The magistrate’s order terminating father’s parental rights is reversed. Costs to appellant.

Chief Justice SCHROEDER and Justices TROUT, EISMANN and BURDICK concur.

. This statute has since been amended. See 2005 Idaho Sess. Laws ch. 391, sec. 40, 1298. All references to the parental termination statutes will be to the pre-2005 version unless otherwise noted.

. It does not appear that mother alleged father willfully failed to maintain a normal parental relationship for more than one year, as is required when a grandparent is not the party seeking to terminate the parental rights and adopt the child. See I.C. § 16-2005(1)(a).

. This philosophy remains in the current I.C. § 16-2001(2).
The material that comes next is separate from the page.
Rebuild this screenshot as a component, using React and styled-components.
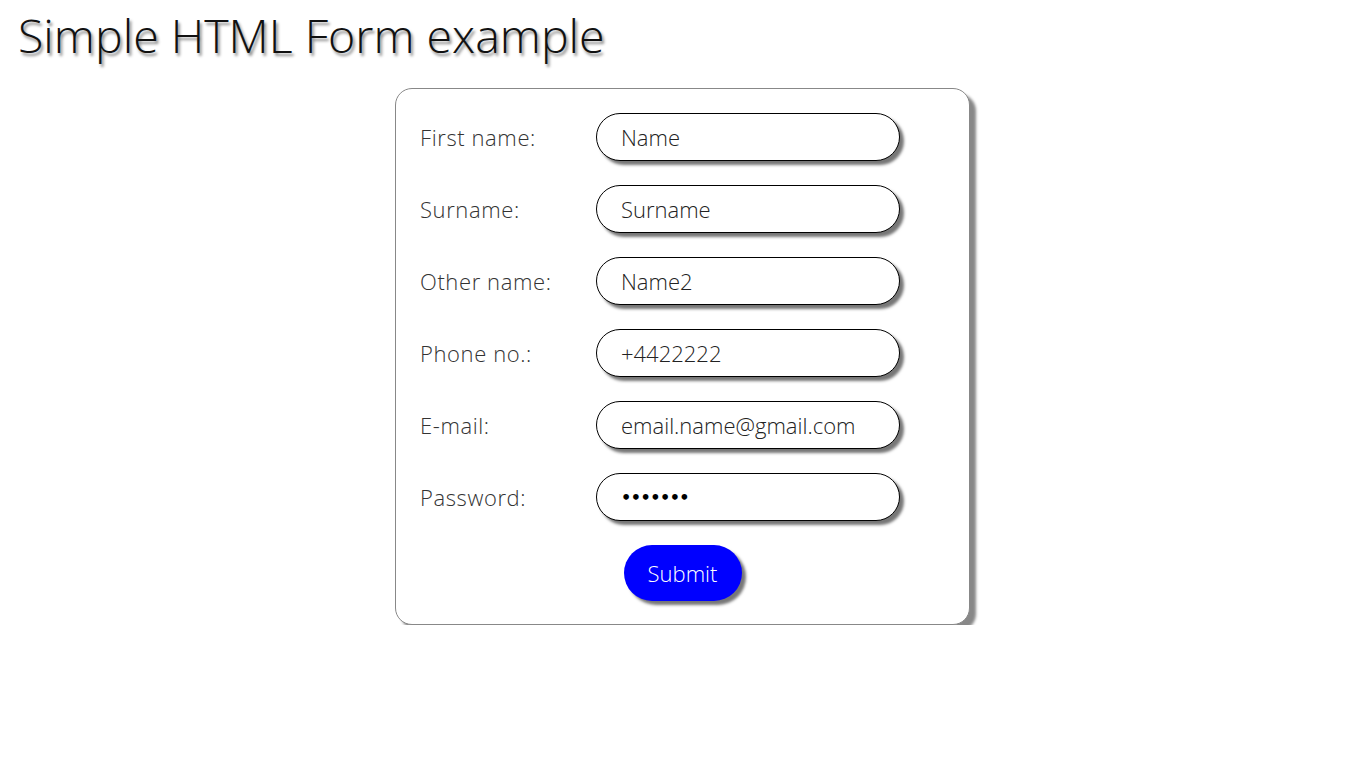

. There was apparently conflicting evidence relating to why father was unable to obtain health insurance for daughter once she was dropped from father's plan in January 2004. The magistrate judge noted that father contacted an attorney to attempt to obtain the documentation necessary to obtain insurance for her, but left it at that.

. In his order the judge noted that father's parents, who live in the Lewiston area, had not done anything to visit daughter, never asked about her, and never gave her any cards or gifts. We’re not entirely sure what import this finding had on the outcome, but it is wholly irrelevant to father’s parental rights.